Il mio processo è lento e ritmico. Comincio con linee sottili, quasi come scrivessi. C’è qualcosa di meditativo nel ripetere piccoli motivi — petali, occhi o serpenti che si espandono sulla superficie. Lavoro per strati, passando dalla precisione alla spontaneità. I liner sono la spina dorsale — tengono la forma. I marker sono il flusso sanguigno — portano l’emozione.

Penso al disegno come a una forma di ricamo. Ogni piccolo gesto è un punto. La ripetizione di curve e puntini diventa una sorta di canto. Quando uso il nero per contornare una foglia o un occhio, mi sembra di sigillarli — dare loro dei confini prima di lasciarli dissolversi di nuovo nel colore.

Questa tensione tra contenimento e liberazione è fondamentale per me. È ciò che dà ai lavori il loro battito vitale.


Costruire il simbolismo attraverso la tecnica

I motivi a cui torno spesso — occhi, petali, serpenti, volti — fanno parte di un linguaggio simbolico che si è formato con il tempo. Quando li disegno con liner e marker, perdono realismo ma acquistano personalità. Il “fiore-occhio” diventa una creatura ibrida, metà organica e metà spirituale. I rami che ne crescono ricordano nervi o radici — un promemoria che tutto ciò che è vivo è anche sensibile.

Mi piace come il contrasto grafico tra l’inchiostro nero e i colori fluorescenti amplifica questa sensazione. Le forme sembrano quasi vibrare. È questo che intendo quando definisco la mia arte “outsider”: non nel senso accademico, ma in quello emotivo. Resiste alla perfezione. È intuitiva, ossessiva, a volte inquietante.

I marker mi permettono di costruire ritmo simbolico — colori luminosi accostati a fondi opachi e silenziosi. Il liner, con la sua precisione, aggiunge una geometria rituale, come una mappa codificata di emozioni.


Il ruolo del colore e dell’imperfezione

Una delle cose che amo di più nei marker è la loro imprevedibilità. Colano, si sovrappongono in modo irregolare. A volte due colori si incontrano e creano qualcosa di inaspettato — un alone, una macchia, una morbidezza improvvisa dentro una forma dura.

Quell’imperfezione è ciò che le rende umane.
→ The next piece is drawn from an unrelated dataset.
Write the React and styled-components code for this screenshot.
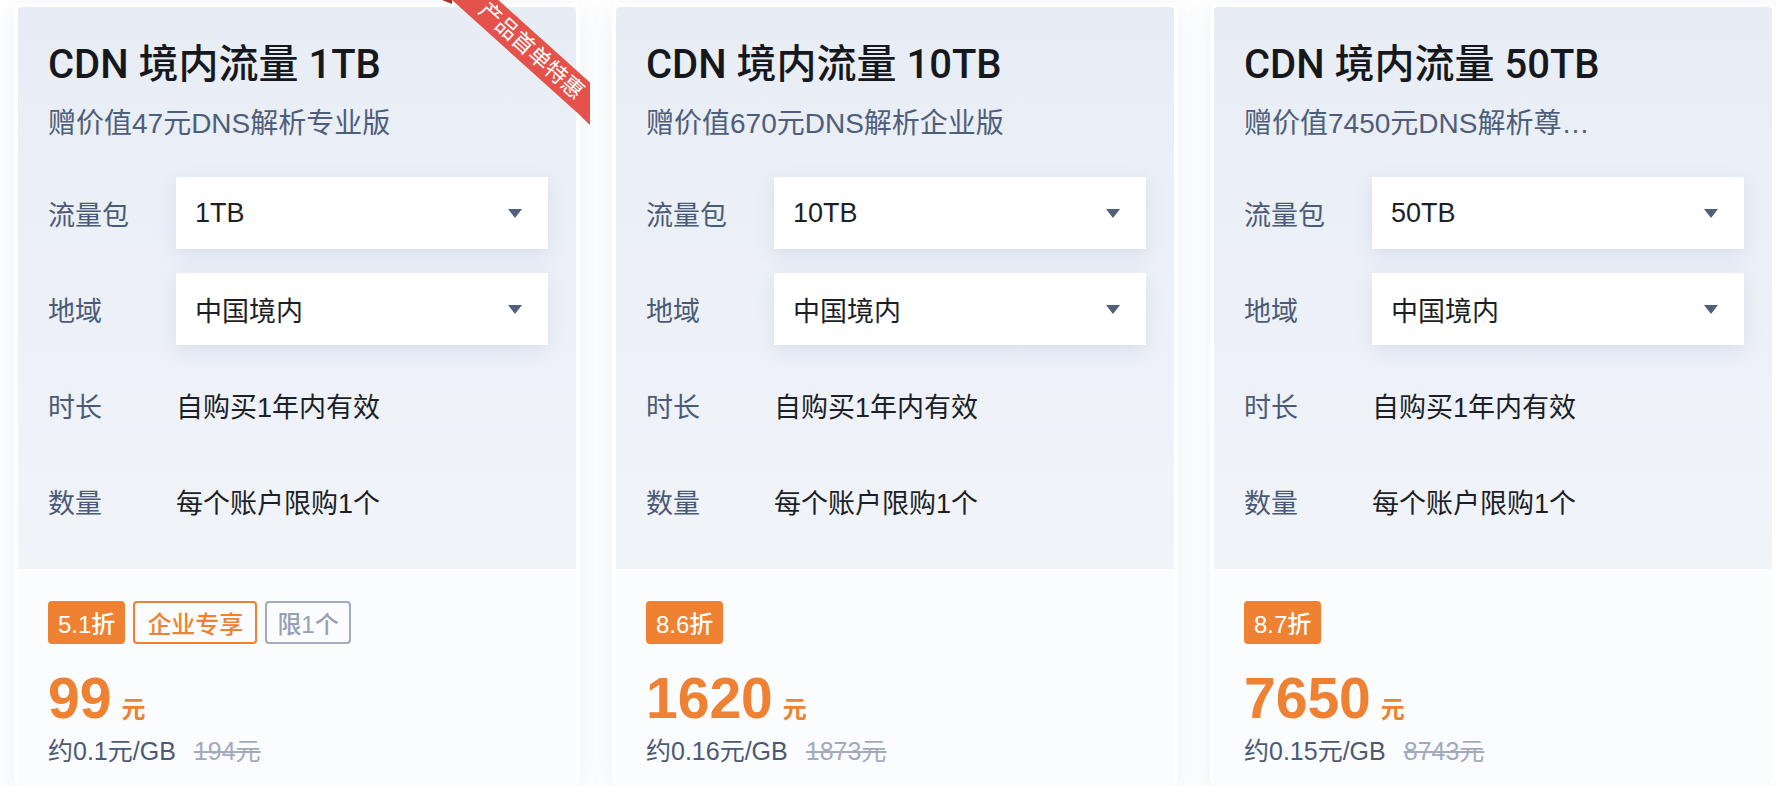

Fa parte della mia filosofia estetica: la bellezza nell’asimmetria. I colori luminosi su contorni scuri mi ricordano le icone sacre, gli arazzi popolari o la pelle tatuata. Portano dentro di sé tracce del gesto manuale, del corpo.

Quando guardo i pezzi finiti, mi sembrano pagine di un bestiario moderno — fiori che vedono, creature che ascoltano, emozioni che prendono forma. Ognuno è vivo di minuscole imperfezioni, come un sistema nervoso disegnato a inchiostro.


Perché questa tecnica rispecchia la mia voce

Per me, l’unione tra liner e marker non riguarda solo i materiali; riguarda il tipo di sincerità che chiedono. Non c’è un tasto “annulla”, nessuna possibilità di mascherare. Ogni linea è un atto di fiducia. È probabilmente per questo che torno sempre a questi strumenti. Mi fanno sentire connessa al disegno come a un rituale — qualcosa di istintivo, antico, personale.

Quando qualcuno definisce il mio stile “grafico” o “outsider”, lo prendo come un complimento. Significa che il lavoro mantiene una sua selvatichezza, che non si adatta perfettamente ai trend. I colori possono essere troppo forti, la simmetria troppo strana, il simbolismo troppo diretto — ma è proprio questo che cerco: arte viva, un po’ sbilanciata, profondamente umana.

Ecco cosa significano per me i marker e i liner. Non modellano solo le mie immagini — modellano il mio ritmo, il mio modo di guardare, di respirare dentro l’atto stesso del disegno.